If discrepancies are found, adjust the oven’s temperature setting accordingly. Some ovens may run hotter or cooler than the set temperature.
Check the thermometer periodically during baking, as temperatures can fluctuate.
For convection ovens, reduce the recipe’s temperature by 25°F (about 15°C) to compensate for increased air circulation.
Cooling and Storing Cookies
Proper cooling and storage techniques are crucial for maintaining the texture and flavor of homemade cookies. These methods help preserve freshness and prevent staleness.
Proper Cooling Methods
Allow cookies to cool completely before storing. Place freshly baked cookies on a cooling rack for 10-15 minutes. This allows air to circulate, preventing condensation and soggy bottoms. For delicate cookies, cool them on the baking sheet for 2-3 minutes before transferring to a rack.
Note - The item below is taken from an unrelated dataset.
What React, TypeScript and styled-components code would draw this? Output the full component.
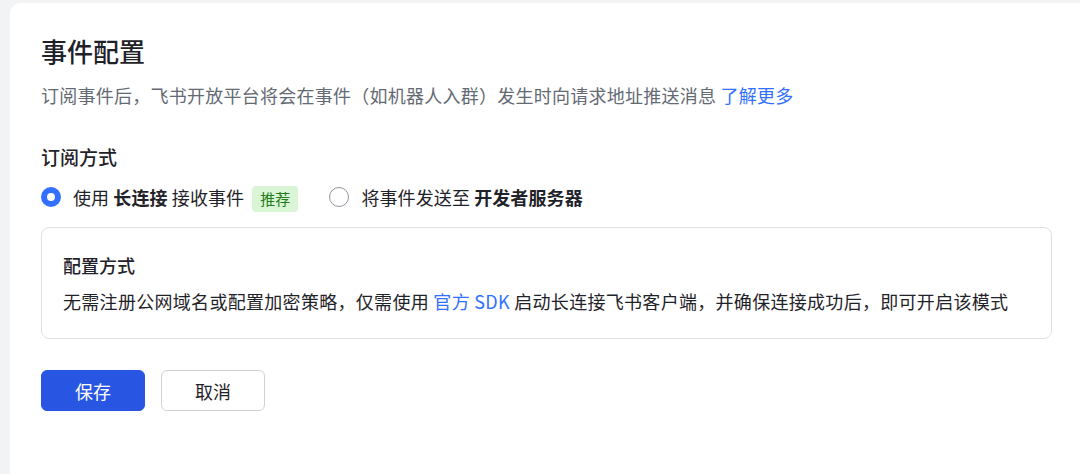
import * as React from 'react';
import styled, { createGlobalStyle } from 'styled-components';

const GlobalStyle = createGlobalStyle`
    html, body {
        margin: 0;
        padding: 0;
        background: #f2f3f5;
    }

    body {
        font-family: "Noto Sans CJK SC", "Noto Sans", "Liberation Sans", sans-serif;
        color: #1f2329;
    }
`;

const Page = styled.div`
    padding: 3px 0 0 10px;
    height: 474px;
    box-sizing: border-box;
    overflow: hidden;
`;

const Card = styled.div`
    background: #ffffff;
    border-radius: 10px 0 0 0;
    height: 100%;
    padding: 30px 28px 0 31px;
    box-sizing: border-box;
`;

const Title = styled.h1`
    margin: 0;
    font-size: 26px;
    line-height: 36px;
    font-weight: 500;
    color: #1f2329;
`;

const Subtitle = styled.p`
    margin: 13px 0 0;
    font-size: 18px;
    line-height: 26px;
    letter-spacing: 0.25px;
    color: #646a73;
`;

const Link = styled.a`
    color: #3370ff;
    text-decoration: none;
    cursor: pointer;
`;

const SectionTitle = styled.h2`
    margin: 35px 0 0;
    font-size: 19px;
    line-height: 28px;
    font-weight: 500;
    color: #1f2329;
`;

const RadioGroup = styled.div`
    display: flex;
    align-items: center;
    gap: 31px;
    margin-top: 12px;
    height: 28px;
`;

const RadioOption = styled.label`
    display: flex;
    align-items: center;
    gap: 12px;
    font-size: 18px;
    line-height: 28px;
    letter-spacing: 0.1px;
    color: #1f2329;
    cursor: pointer;
`;

const RadioDot = styled.span<{ $checked?: boolean }>`
    width: 20px;
    height: 20px;
    border-radius: 50%;
    box-sizing: border-box;
    flex-shrink: 0;
    background: #ffffff;
    border: ${p => (p.$checked ? '6px solid #3370ff' : '1.5px solid #8f959e')};
`;

const Strong = styled.b`
    font-weight: 600;
`;

const Tag = styled.span`
    display: inline-flex;
    align-items: center;
    height: 26px;
    padding: 0 8px;
    margin-left: 8px;
    border-radius: 4px;
    background: #d9f5d6;
    color: #237b19;
    font-size: 15px;
    line-height: 26px;
`;

const InfoBox = styled.div`
    margin-top: 16px;
    border: 1px solid #dee0e3;
    border-radius: 8px;
    padding: 24px 21px 24px 21px;
`;

const InfoTitle = styled.div`
    font-size: 18px;
    line-height: 26px;
    font-weight: 500;
    color: #1f2329;
`;

const InfoText = styled.div`
    margin-top: 10px;
    font-size: 18px;
    line-height: 26px;
    letter-spacing: 0.3px;
    color: #1f2329;
`;

const Actions = styled.div`
    display: flex;
    gap: 16px;
    margin-top: 31px;
`;

const Button = styled.button<{ $primary?: boolean }>`
    width: 104px;
    height: 41px;
    border-radius: 6px;
    font-family: inherit;
    font-size: 18px;
    cursor: pointer;
    box-sizing: border-box;
    background: ${p => (p.$primary ? '#2955e3' : '#ffffff')};
    color: ${p => (p.$primary ? '#ffffff' : '#1f2329')};
    border: 1px solid ${p => (p.$primary ? '#2955e3' : '#d0d3d6')};
`;

const App: React.FunctionComponent = () => (
    <>
        <GlobalStyle />
        <Page>
            <Card>
                <Title>事件配置</Title>
                <Subtitle>
                    订阅事件后，飞书开放平台将会在事件（如机器人入群）发生时向请求地址推送消息 <Link>了解更多</Link>
                </Subtitle>

                <SectionTitle>订阅方式</SectionTitle>
                <RadioGroup>
                    <RadioOption>
                        <RadioDot $checked />
                        <span>
                            使用 <Strong>长连接</Strong> 接收事件
                            <Tag>推荐</Tag>
                        </span>
                    </RadioOption>
                    <RadioOption>
                        <RadioDot />
                        <span>
                            将事件发送至 <Strong>开发者服务器</Strong>
                        </span>
                    </RadioOption>
                </RadioGroup>

                <InfoBox>
                    <InfoTitle>配置方式</InfoTitle>
                    <InfoText>
                        无需注册公网域名或配置加密策略，仅需使用 <Link>官方 SDK</Link> 启动长连接飞书客户端，并确保连接成功后，即可开启该模式
                    </InfoText>
                </InfoBox>

                <Actions>
                    <Button $primary>保存</Button>
                    <Button>取消</Button>
                </Actions>
            </Card>
        </Page>
    </>
);

export default App;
Avoid stacking warm cookies, as this can cause them to stick together. If you’re short on time, place cookies in a single layer on a baking sheet in the refrigerator for 15-20 minutes to speed up cooling.
Ideal Storage Solutions
Store cooled cookies in airtight containers to maintain freshness. Glass or plastic containers with tight-fitting lids work well. Line containers with parchment paper to prevent sticking.
Separate different cookie types to preserve individual flavors. For soft cookies, add a slice of bread to the container to maintain moisture. Replace the bread every few days.
Store cookies at room temperature for up to 5 days. Keep containers away from direct sunlight and heat sources.
Freezing and Thawing
Freeze cookies for long-term storage. Place cooled cookies in a single layer on a baking sheet and freeze until solid. Transfer to freezer bags or airtight containers, separating layers with parchment paper.
Label containers with the type of cookie and date. Frozen cookies stay fresh for up to 3 months.
To thaw, remove cookies from the freezer and let them come to room temperature on a wire rack. This method prevents condensation from forming on the cookies’ surface.
For warm cookies, reheat in a 300°F oven for 5-10 minutes.